CM: Loud! Most places we go we get told by someone that we’re loud, which rightly or wrongly, I take as a compliment given that there are only three of us. I think a lot of bands these days fall into the trap of rehearsing every single twist, turn and jump in their set that it’s embarrassing to watch. Checking how long their leads are in sound checks to see how far into the crowd they can run, and things like that. There’s no substance to the performance. I think we just go out and play every gig like it’s our last. There’s definitely a ferocity to the set, but I think when you’re singing about things like child poverty, that’s unavoidable.
MM: You’ve taken the singles approach thus far. Will you continue with this formula for the time being or can we expect a long player in the future?
CM: Yeah, to be honest it hasn’t been a conscious approach to keep dropping singles. When Comfortable stirred a bit of interested and had BBC Radio Wales’ backing, we had to follow it up quickly. Truth be told, we fell into the singles approach so we could build some momentum and keep the interest whilst we worked towards financing the album/tempting a label. We’ve just finished preproduction and as it stands, we’re on course to hit the studio to record the album in the summer.

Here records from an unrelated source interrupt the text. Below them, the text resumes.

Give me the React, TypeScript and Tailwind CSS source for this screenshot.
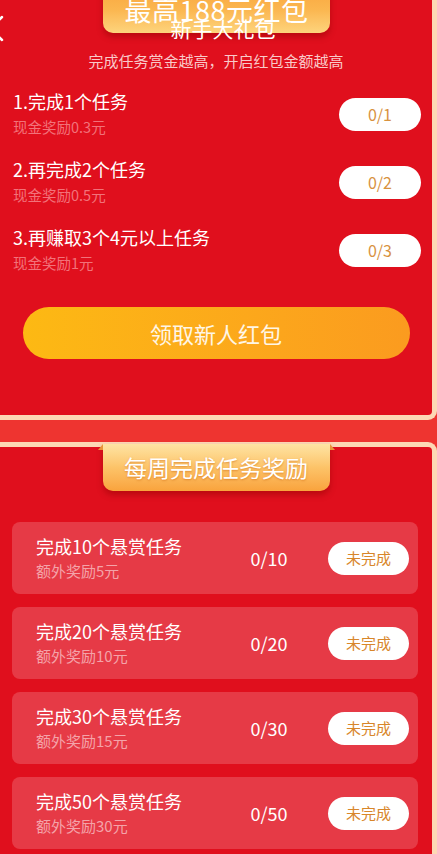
import React from "react";

const tasks = [
  { t: "1.完成1个任务", s: "现金奖励0.3元", p: "0/1" },
  { t: "2.再完成2个任务", s: "现金奖励0.5元", p: "0/2" },
  { t: "3.再赚取3个4元以上任务", s: "现金奖励1元", p: "0/3" },
];

const weekly = [
  { t: "完成10个悬赏任务", s: "额外奖励5元", p: "0/10" },
  { t: "完成20个悬赏任务", s: "额外奖励10元", p: "0/20" },
  { t: "完成30个悬赏任务", s: "额外奖励15元", p: "0/30" },
  { t: "完成50个悬赏任务", s: "额外奖励30元", p: "0/50" },
];

export default function App() {
  return (
    <div className="relative w-[437px] h-[854px] overflow-hidden bg-[#ee3430] font-['Noto_Sans_CJK_SC','Noto_Sans',sans-serif] text-white">
      {/* Card 1 */}
      <section className="relative h-[420px] bg-[#e00f1d] border-[5px] border-t-0 border-l-0 border-[#fdd8b5] rounded-br-[9px]">
        {/* top banner */}
        <div className="absolute left-[103px] top-[-14px] w-[227px] h-[47px] rounded-b-[10px] bg-gradient-to-b from-[#f9a53c] via-[#fbb64f] to-[#fdd47c] shadow-[0_4px_6px_rgba(140,0,0,0.45)] flex items-center justify-center">
          <span className="text-[27px] leading-none tracking-[0.5px] text-white">最高188元红包</span>
        </div>
        {/* header title overlapping */}
        <div className="absolute left-0 right-0 top-[15px] flex justify-center pl-[14px]">
          <span className="text-[21px] leading-[26px] text-white">新手大礼包</span>
        </div>
        {/* back chevron */}
        <svg className="absolute left-[-12px] top-[14px]" width="16" height="28" viewBox="0 0 16 28" fill="none">
          <polyline points="14,3 2,14.5 14,26" stroke="white" strokeWidth="2.5" strokeLinecap="round" strokeLinejoin="round" />
        </svg>

        <div className="pt-[50px]">
          <p className="text-center text-[15px] leading-[22px] text-[#f9c9c9]">完成任务赏金越高，开启红包金额越高</p>
          <div className="mt-[8px] flex flex-col">
            {tasks.map((x) => (
              <div key={x.t} className="h-[68px] flex items-center justify-between pl-[13px] pr-[11px]">
                <div className="flex flex-col">
                  <span className="text-[18px] leading-[26px] text-white">{x.t}</span>
                  <span className="text-[14.5px] leading-[26px] text-[#f2727a]">{x.s}</span>
                </div>
                <div className="w-[82px] h-[33px] rounded-full bg-white flex items-center justify-center text-[16px] text-[#d8923f]">
                  {x.p}
                </div>
              </div>
            ))}
          </div>
          <button className="mt-[23px] mx-auto flex w-[387px] h-[52px] items-center justify-center rounded-full bg-gradient-to-r from-[#fdb913] to-[#fb9b1f] text-[22px] text-[#fff6e6]">
            领取新人红包
          </button>
        </div>
      </section>

      {/* Card 2 */}
      <section className="relative mt-[22px] h-[500px] bg-[#e00f1d] border-[5px] border-b-0 border-l-0 border-[#fdd8b5] rounded-tr-[9px]">
        <div className="relative mx-auto -mt-[3px] w-[227px] h-[47px] rounded-b-[10px] bg-gradient-to-b from-[#fee4a3] via-[#fcc368] to-[#f9a33c] shadow-[0_4px_6px_rgba(140,0,0,0.45)] flex items-center justify-center">
          <span className="text-[23px] leading-none text-white [text-shadow:0_1px_2px_rgba(200,90,0,0.5)]">每周完成任务奖励</span>
          <div className="absolute left-[-5px] top-0 w-0 h-0 border-t-[6px] border-t-transparent border-r-[5px] border-r-[#e9953a]" />
          <div className="absolute right-[-5px] top-0 w-0 h-0 border-t-[6px] border-t-transparent border-l-[5px] border-l-[#e9953a]" />
        </div>
        <div className="mt-[31px] ml-[12px] w-[406px] flex flex-col gap-[13px]">
          {weekly.map((x) => (
            <div key={x.t} className="h-[72px] rounded-[8px] bg-[#e63a46] flex items-center pl-[24px] pr-[9px]">
              <div className="flex-1 flex flex-col">
                <span className="text-[18px] leading-[26px] text-white">{x.t}</span>
                <span className="text-[15px] leading-[24px] text-[#f4a3a9]">{x.s}</span>
              </div>
              <div className="w-[70px] mr-[24px] text-center text-[18px] text-white">{x.p}</div>
              <div className="w-[81px] h-[33px] rounded-full bg-white flex items-center justify-center text-[15px] text-[#d8862a]">
                未完成
              </div>
            </div>
          ))}
        </div>
      </section>
    </div>
  );
}
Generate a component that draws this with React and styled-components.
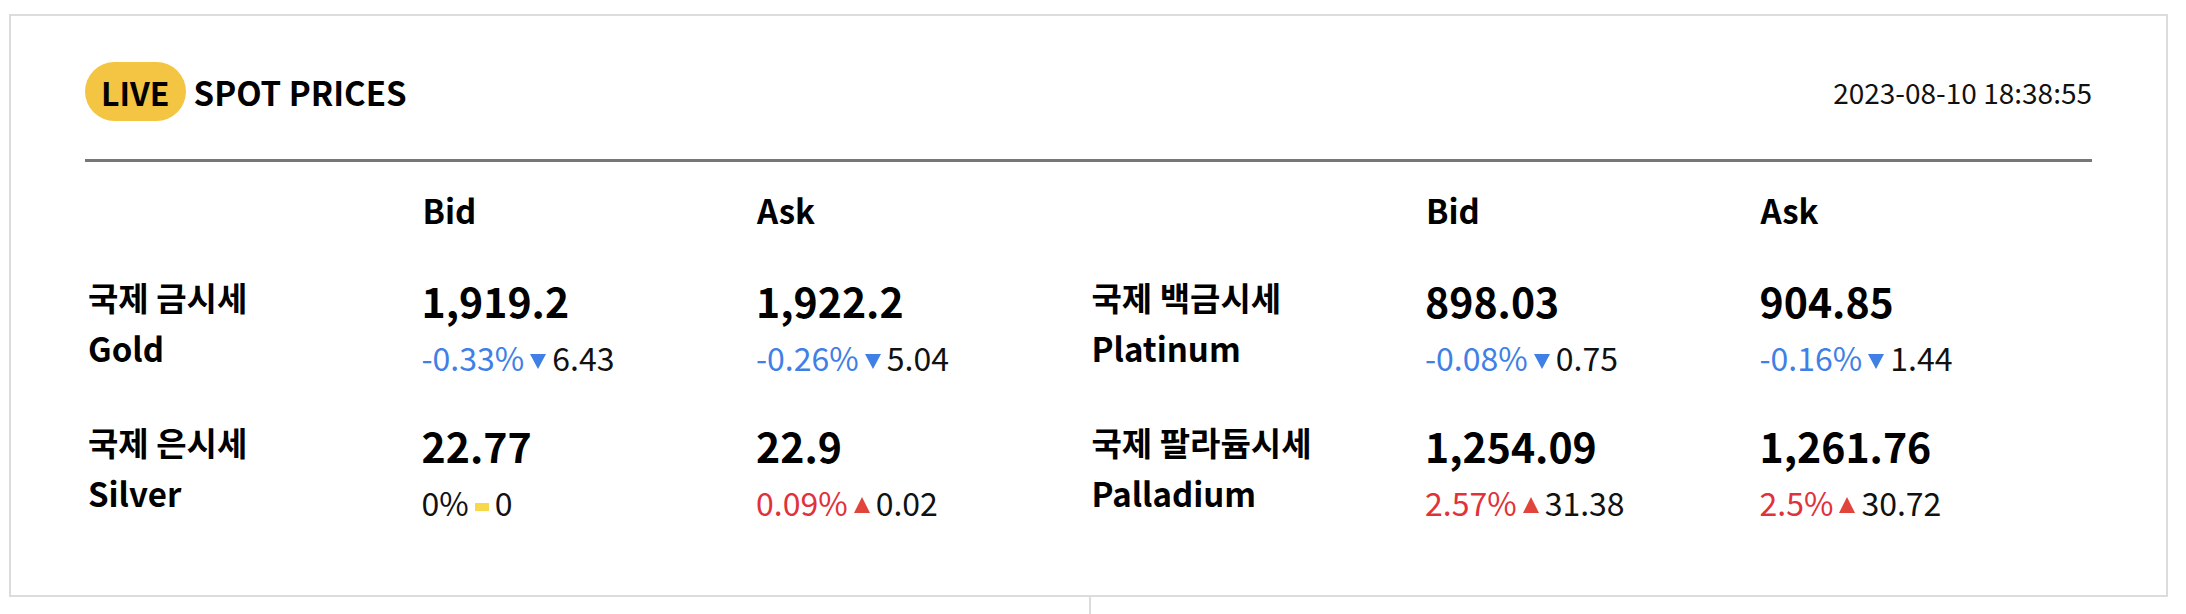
import React from "react";
import styled, { createGlobalStyle } from "styled-components";

const Global = createGlobalStyle`
  html, body { margin: 0; padding: 0; background: #fff; }
  body { font-family: "Noto Sans CJK KR", "Noto Sans", sans-serif; color: #111; }
`;

const Card = styled.section`
  box-sizing: border-box;
  width: 2159px;
  margin: 14px 0 0 9px;
  border: 2px solid #dcdcdc;
  padding: 46px 74px 72px;
  background: #fff;
`;

const Header = styled.header`
  display: flex;
  align-items: center;
  justify-content: space-between;
  padding-bottom: 38px;
  border-bottom: 3px solid #777;
`;

const TitleWrap = styled.div`
  display: flex;
  align-items: center;
  gap: 8px;
`;

const Pill = styled.span`
  display: inline-flex;
  align-items: center;
  height: 59px;
  padding: 0 16px;
  border-radius: 30px;
  background: #f4c443;
  font-size: 32px;
  font-weight: 700;
  color: #000;
`;

const Title = styled.h1`
  margin: 0;
  font-size: 33px;
  font-weight: 700;
  color: #000;
`;

const Stamp = styled.time`
  font-size: 28px;
  color: #111;
`;

const Board = styled.div`
  display: grid;
  grid-template-columns: 1fr 1fr;
  padding-top: 25px;
`;

const Half = styled.div`
  display: grid;
  grid-template-columns: repeat(3, 1fr);
  grid-template-rows: 46px 104px 104px;
  row-gap: 41px;
`;

const HeadCell = styled.div`
  font-size: 33px;
  font-weight: 700;
  line-height: 46px;
  color: #000;
  padding-left: 3px;
`;

const Spacer = styled.div``;

const Label = styled.div`
  margin-top: -2px;
  font-size: 33px;
  font-weight: 700;
  line-height: 51px;
  color: #000;
  padding-left: 3px;
`;

const Quote = styled.div`
  display: flex;
  flex-direction: column;
  padding-left: 2px;
`;

const Price = styled.div`
  font-size: 41px;
  font-weight: 700;
  line-height: 52px;
  color: #000;
`;

const Change = styled.div`
  display: flex;
  align-items: center;
  gap: 6px;
  margin-top: 11px;
  font-size: 32px;
  line-height: 40px;
  color: #111;
`;

const Pct = styled.span`
  color: ${(p) => (p.$dir === "down" ? "#3f7fe6" : p.$dir === "up" ? "#e0323a" : "#111")};
`;

const Tri = styled.span`
  display: inline-block;
  width: 0;
  height: 0;
  border-left: 8px solid transparent;
  border-right: 8px solid transparent;
  ${(p) =>
    p.$dir === "down"
      ? `border-top: 15px solid #3f7fe6; margin-top: 8px;`
      : `border-bottom: 16px solid #e0443a; margin-top: 6px;`}
`;

const Flat = styled.span`
  display: inline-block;
  width: 14px;
  height: 8px;
  margin-top: 9px;
  background: #f6d84a;
`;

const Lower = styled.div`
  display: grid;
  grid-template-columns: 1080px 1fr;
  width: 2159px;
  margin-left: 9px;
  height: 18px;
`;

const LowerCol = styled.div`
  border-left: ${(p) => (p.$divider ? "2px solid #dcdcdc" : "none")};
`;

const data = [
  [
    { ko: "국제 금시세", en: "Gold", bid: ["1,919.2", "-0.33%", "down", "6.43"], ask: ["1,922.2", "-0.26%", "down", "5.04"] },
    { ko: "국제 은시세", en: "Silver", bid: ["22.77", "0%", "flat", "0"], ask: ["22.9", "0.09%", "up", "0.02"] },
  ],
  [
    { ko: "국제 백금시세", en: "Platinum", bid: ["898.03", "-0.08%", "down", "0.75"], ask: ["904.85", "-0.16%", "down", "1.44"] },
    { ko: "국제 팔라듐시세", en: "Palladium", bid: ["1,254.09", "2.57%", "up", "31.38"], ask: ["1,261.76", "2.5%", "up", "30.72"] },
  ],
];

function QuoteCell({ q }) {
  const [price, pct, dir, diff] = q;
  return (
    <Quote>
      <Price>{price}</Price>
      <Change>
        <Pct $dir={dir}>{pct}</Pct>
        {dir === "flat" ? <Flat /> : <Tri $dir={dir} />}
        <span>{diff}</span>
      </Change>
    </Quote>
  );
}

export default function App() {
  return (
    <>
      <Global />
      <Card>
        <Header>
          <TitleWrap>
            <Pill>LIVE</Pill>
            <Title>SPOT PRICES</Title>
          </TitleWrap>
          <Stamp>2023-08-10 18:38:55</Stamp>
        </Header>
        <Board>
          {data.map((half, i) => (
            <Half key={i}>
              <Spacer />
              <HeadCell>Bid</HeadCell>
              <HeadCell>Ask</HeadCell>
              {half.map((m) => (
                <React.Fragment key={m.en}>
                  <Label>
                    {m.ko}
                    <br />
                    {m.en}
                  </Label>
                  <QuoteCell q={m.bid} />
                  <QuoteCell q={m.ask} />
                </React.Fragment>
              ))}
            </Half>
          ))}
        </Board>
      </Card>
      <Lower>
        <LowerCol />
        <LowerCol $divider />
      </Lower>
    </>
  );
}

MM: Amid all the spike and vitriol that blasts from Stay Voiceless’ music, what relaxes you? Do you take solace in the mundanity of sorting out your sock drawer or something; y’know, to divert your mind from all those angry lyrics? [laughs]
CM: Funnily enough, I’m actually quite finicky over my sock drawer, to the point where I only ever buy the same socks so I can never be in a situation where I can’t find a matching pair!
MM: Many thanks for your time, Chris. It’s really appreciated. The final words are all yours. What’s your parting statement of intent for the Mass Movement readers? Go!
CM: Everyone has something incredible to achieve and the opportunity to learn; don’t let your low points ruin your highs.